● Given data
------------------------------------------------------------

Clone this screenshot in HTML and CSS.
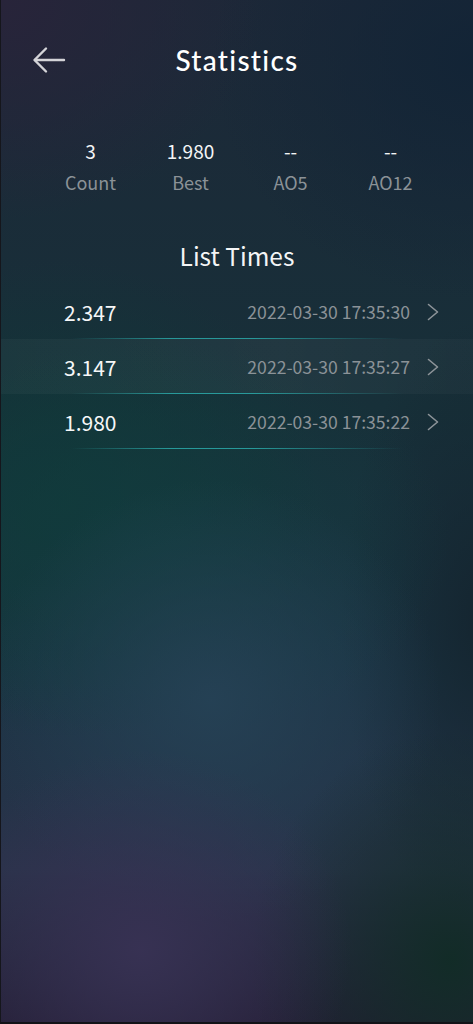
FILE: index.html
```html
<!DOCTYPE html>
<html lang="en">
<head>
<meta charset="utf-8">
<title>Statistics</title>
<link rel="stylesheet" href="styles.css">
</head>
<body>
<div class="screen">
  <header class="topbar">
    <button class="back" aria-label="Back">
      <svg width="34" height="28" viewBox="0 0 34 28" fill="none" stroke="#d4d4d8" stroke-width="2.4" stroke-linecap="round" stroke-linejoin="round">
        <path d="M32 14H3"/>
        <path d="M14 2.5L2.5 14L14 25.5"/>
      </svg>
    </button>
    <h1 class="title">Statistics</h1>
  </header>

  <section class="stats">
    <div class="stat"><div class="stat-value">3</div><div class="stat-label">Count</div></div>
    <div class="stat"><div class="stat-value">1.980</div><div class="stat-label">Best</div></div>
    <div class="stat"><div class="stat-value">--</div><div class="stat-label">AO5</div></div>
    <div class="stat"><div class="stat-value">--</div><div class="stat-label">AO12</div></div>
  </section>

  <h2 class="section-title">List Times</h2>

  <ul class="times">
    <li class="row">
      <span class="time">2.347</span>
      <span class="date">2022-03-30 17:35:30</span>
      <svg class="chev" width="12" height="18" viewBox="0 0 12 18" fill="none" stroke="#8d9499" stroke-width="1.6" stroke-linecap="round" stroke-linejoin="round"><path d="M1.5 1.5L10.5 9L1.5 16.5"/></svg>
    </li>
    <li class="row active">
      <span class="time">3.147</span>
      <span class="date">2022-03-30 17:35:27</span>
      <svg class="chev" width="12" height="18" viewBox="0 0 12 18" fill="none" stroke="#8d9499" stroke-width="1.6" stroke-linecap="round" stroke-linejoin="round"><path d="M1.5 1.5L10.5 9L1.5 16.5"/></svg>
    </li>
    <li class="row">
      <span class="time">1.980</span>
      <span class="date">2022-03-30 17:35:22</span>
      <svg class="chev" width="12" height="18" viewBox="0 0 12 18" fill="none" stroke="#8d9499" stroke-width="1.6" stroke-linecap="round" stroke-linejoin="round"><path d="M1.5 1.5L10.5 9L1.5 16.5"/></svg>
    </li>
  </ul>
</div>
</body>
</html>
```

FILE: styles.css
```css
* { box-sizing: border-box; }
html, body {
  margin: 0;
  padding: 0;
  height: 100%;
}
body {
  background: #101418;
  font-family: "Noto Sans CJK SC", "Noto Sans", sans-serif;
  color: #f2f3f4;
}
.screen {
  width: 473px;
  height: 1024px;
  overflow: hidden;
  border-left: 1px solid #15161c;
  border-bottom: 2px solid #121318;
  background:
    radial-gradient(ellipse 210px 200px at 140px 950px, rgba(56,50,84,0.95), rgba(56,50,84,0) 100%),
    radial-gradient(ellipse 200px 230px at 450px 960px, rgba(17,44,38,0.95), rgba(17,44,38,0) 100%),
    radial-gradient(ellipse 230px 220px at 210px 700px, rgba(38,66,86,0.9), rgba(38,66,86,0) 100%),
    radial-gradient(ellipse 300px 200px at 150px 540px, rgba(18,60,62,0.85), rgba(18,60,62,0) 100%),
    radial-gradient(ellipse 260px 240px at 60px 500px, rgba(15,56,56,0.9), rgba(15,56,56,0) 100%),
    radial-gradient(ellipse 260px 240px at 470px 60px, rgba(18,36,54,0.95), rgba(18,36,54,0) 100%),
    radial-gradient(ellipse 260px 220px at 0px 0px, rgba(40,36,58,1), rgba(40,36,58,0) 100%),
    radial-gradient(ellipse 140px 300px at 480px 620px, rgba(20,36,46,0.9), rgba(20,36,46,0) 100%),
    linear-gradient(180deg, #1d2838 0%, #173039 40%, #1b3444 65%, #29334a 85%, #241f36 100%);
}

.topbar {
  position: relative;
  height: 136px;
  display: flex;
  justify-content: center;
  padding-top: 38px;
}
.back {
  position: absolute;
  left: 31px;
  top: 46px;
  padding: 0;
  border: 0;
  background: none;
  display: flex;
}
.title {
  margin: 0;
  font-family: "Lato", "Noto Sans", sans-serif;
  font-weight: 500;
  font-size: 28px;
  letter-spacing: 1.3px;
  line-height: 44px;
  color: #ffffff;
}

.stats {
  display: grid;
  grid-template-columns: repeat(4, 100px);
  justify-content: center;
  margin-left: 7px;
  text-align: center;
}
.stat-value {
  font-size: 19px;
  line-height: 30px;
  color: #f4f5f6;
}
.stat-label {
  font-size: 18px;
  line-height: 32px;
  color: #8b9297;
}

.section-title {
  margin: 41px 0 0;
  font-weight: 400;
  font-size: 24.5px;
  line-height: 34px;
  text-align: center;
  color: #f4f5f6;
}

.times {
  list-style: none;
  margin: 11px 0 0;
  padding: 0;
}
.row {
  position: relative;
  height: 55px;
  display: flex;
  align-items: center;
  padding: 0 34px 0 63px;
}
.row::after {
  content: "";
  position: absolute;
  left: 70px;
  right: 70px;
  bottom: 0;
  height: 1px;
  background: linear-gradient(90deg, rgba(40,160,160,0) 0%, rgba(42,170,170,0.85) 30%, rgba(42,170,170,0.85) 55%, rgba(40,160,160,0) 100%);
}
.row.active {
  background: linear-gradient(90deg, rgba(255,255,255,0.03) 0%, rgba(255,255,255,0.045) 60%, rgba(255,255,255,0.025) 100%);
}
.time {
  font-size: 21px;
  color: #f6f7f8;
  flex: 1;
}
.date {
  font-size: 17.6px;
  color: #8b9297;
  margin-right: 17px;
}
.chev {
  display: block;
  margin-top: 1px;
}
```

------------------------------------------------------------

● Set problem
Take the listing above and restate it word for word, without its pictures.

● Solution for this exercise
Clone this screenshot in HTML and CSS.
FILE: index.html
```html
<!DOCTYPE html>
<html lang="en">
<head>
<meta charset="utf-8">
<title>Statistics</title>
<link rel="stylesheet" href="styles.css">
</head>
<body>
<div class="screen">
  <header class="topbar">
    <button class="back" aria-label="Back">
      <svg width="34" height="28" viewBox="0 0 34 28" fill="none" stroke="#d4d4d8" stroke-width="2.4" stroke-linecap="round" stroke-linejoin="round">
        <path d="M32 14H3"/>
        <path d="M14 2.5L2.5 14L14 25.5"/>
      </svg>
    </button>
    <h1 class="title">Statistics</h1>
  </header>

  <section class="stats">
    <div class="stat"><div class="stat-value">3</div><div class="stat-label">Count</div></div>
    <div class="stat"><div class="stat-value">1.980</div><div class="stat-label">Best</div></div>
    <div class="stat"><div class="stat-value">--</div><div class="stat-label">AO5</div></div>
    <div class="stat"><div class="stat-value">--</div><div class="stat-label">AO12</div></div>
  </section>

  <h2 class="section-title">List Times</h2>

  <ul class="times">
    <li class="row">
      <span class="time">2.347</span>
      <span class="date">2022-03-30 17:35:30</span>
      <svg class="chev" width="12" height="18" viewBox="0 0 12 18" fill="none" stroke="#8d9499" stroke-width="1.6" stroke-linecap="round" stroke-linejoin="round"><path d="M1.5 1.5L10.5 9L1.5 16.5"/></svg>
    </li>
    <li class="row active">
      <span class="time">3.147</span>
      <span class="date">2022-03-30 17:35:27</span>
      <svg class="chev" width="12" height="18" viewBox="0 0 12 18" fill="none" stroke="#8d9499" stroke-width="1.6" stroke-linecap="round" stroke-linejoin="round"><path d="M1.5 1.5L10.5 9L1.5 16.5"/></svg>
    </li>
    <li class="row">
      <span class="time">1.980</span>
      <span class="date">2022-03-30 17:35:22</span>
      <svg class="chev" width="12" height="18" viewBox="0 0 12 18" fill="none" stroke="#8d9499" stroke-width="1.6" stroke-linecap="round" stroke-linejoin="round"><path d="M1.5 1.5L10.5 9L1.5 16.5"/></svg>
    </li>
  </ul>
</div>
</body>
</html>
```

FILE: styles.css
```css
* { box-sizing: border-box; }
html, body {
  margin: 0;
  padding: 0;
  height: 100%;
}
body {
  background: #101418;
  font-family: "Noto Sans CJK SC", "Noto Sans", sans-serif;
  color: #f2f3f4;
}
.screen {
  width: 473px;
  height: 1024px;
  overflow: hidden;
  border-left: 1px solid #15161c;
  border-bottom: 2px solid #121318;
  background:
    radial-gradient(ellipse 210px 200px at 140px 950px, rgba(56,50,84,0.95), rgba(56,50,84,0) 100%),
    radial-gradient(ellipse 200px 230px at 450px 960px, rgba(17,44,38,0.95), rgba(17,44,38,0) 100%),
    radial-gradient(ellipse 230px 220px at 210px 700px, rgba(38,66,86,0.9), rgba(38,66,86,0) 100%),
    radial-gradient(ellipse 300px 200px at 150px 540px, rgba(18,60,62,0.85), rgba(18,60,62,0) 100%),
    radial-gradient(ellipse 260px 240px at 60px 500px, rgba(15,56,56,0.9), rgba(15,56,56,0) 100%),
    radial-gradient(ellipse 260px 240px at 470px 60px, rgba(18,36,54,0.95), rgba(18,36,54,0) 100%),
    radial-gradient(ellipse 260px 220px at 0px 0px, rgba(40,36,58,1), rgba(40,36,58,0) 100%),
    radial-gradient(ellipse 140px 300px at 480px 620px, rgba(20,36,46,0.9), rgba(20,36,46,0) 100%),
    linear-gradient(180deg, #1d2838 0%, #173039 40%, #1b3444 65%, #29334a 85%, #241f36 100%);
}

.topbar {
  position: relative;
  height: 136px;
  display: flex;
  justify-content: center;
  padding-top: 38px;
}
.back {
  position: absolute;
  left: 31px;
  top: 46px;
  padding: 0;
  border: 0;
  background: none;
  display: flex;
}
.title {
  margin: 0;
  font-family: "Lato", "Noto Sans", sans-serif;
  font-weight: 500;
  font-size: 28px;
  letter-spacing: 1.3px;
  line-height: 44px;
  color: #ffffff;
}

.stats {
  display: grid;
  grid-template-columns: repeat(4, 100px);
  justify-content: center;
  margin-left: 7px;
  text-align: center;
}
.stat-value {
  font-size: 19px;
  line-height: 30px;
  color: #f4f5f6;
}
.stat-label {
  font-size: 18px;
  line-height: 32px;
  color: #8b9297;
}

.section-title {
  margin: 41px 0 0;
  font-weight: 400;
  font-size: 24.5px;
  line-height: 34px;
  text-align: center;
  color: #f4f5f6;
}

.times {
  list-style: none;
  margin: 11px 0 0;
  padding: 0;
}
.row {
  position: relative;
  height: 55px;
  display: flex;
  align-items: center;
  padding: 0 34px 0 63px;
}
.row::after {
  content: "";
  position: absolute;
  left: 70px;
  right: 70px;
  bottom: 0;
  height: 1px;
  background: linear-gradient(90deg, rgba(40,160,160,0) 0%, rgba(42,170,170,0.85) 30%, rgba(42,170,170,0.85) 55%, rgba(40,160,160,0) 100%);
}
.row.active {
  background: linear-gradient(90deg, rgba(255,255,255,0.03) 0%, rgba(255,255,255,0.045) 60%, rgba(255,255,255,0.025) 100%);
}
.time {
  font-size: 21px;
  color: #f6f7f8;
  flex: 1;
}
.date {
  font-size: 17.6px;
  color: #8b9297;
  margin-right: 17px;
}
.chev {
  display: block;
  margin-top: 1px;
}
```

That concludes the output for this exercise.